I have trust issues and a bad attitude... But at the end of the day I know those are the things  that fucking protect me from the world and keep the demons at bay. I dont give a fuck about a lot on some days and I just hide behind depression and simply do not function. The games of the last year have not made this day any easier on my hollow fucking heart. It's just another moment lost to me and my son. I do care, I will always care but I don't give a damn about other people when my heart is broken on a day that is supposed to be my day to spend with him, instead I have fucking nothing. No wonder I have seriously distanced myself from people over the past few years... I have nothing left to give anyone. I'm trying to be happy and functional and get things done in my life, but there are days where I just shut down and simply want to fade away.
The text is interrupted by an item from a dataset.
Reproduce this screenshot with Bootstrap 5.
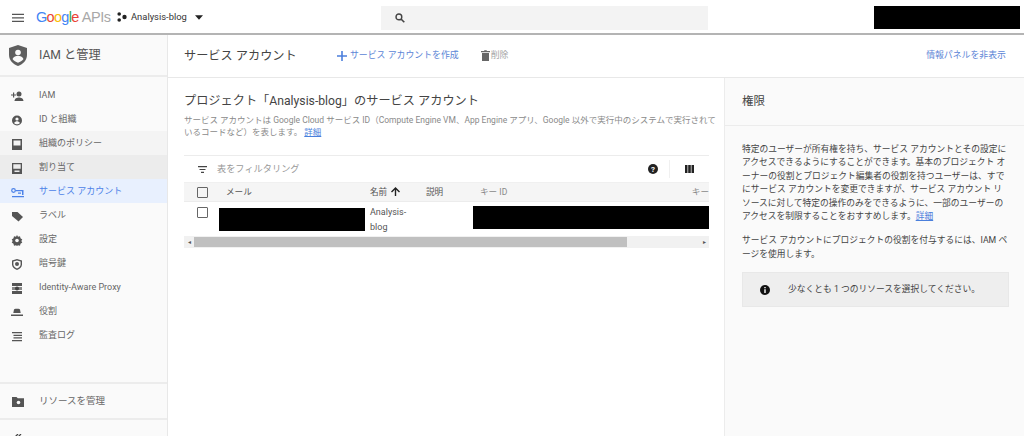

Happy Father's Day son. I miss you.

Elsewhere....

I stopped caring about a lot of things a long time ago. I let people fade in and out of my life because all they do is play fucking games. I'm gonna do what I need to and what's best for me and never fucking look back not anymore. This inside shit is driving me insane and I need a break from those locally I surround myself with. I honestly at some point soon need to realistically look at another fresh start somewhere that is home but somewhere that is not here. Too many memories and attachments tie me to a place that I one hundred percent no longer hold any affection for... Or the people in my back pages. I'm broken here... I need to be elsewhere Soon. You can spend minutes, hours, days, weeks, or even months over-analyzing a situation; trying to put the pieces together, justifying what could've, would've happened... or you can just leave the pieces on the floor and move the fuck on.

Lockdown Blues...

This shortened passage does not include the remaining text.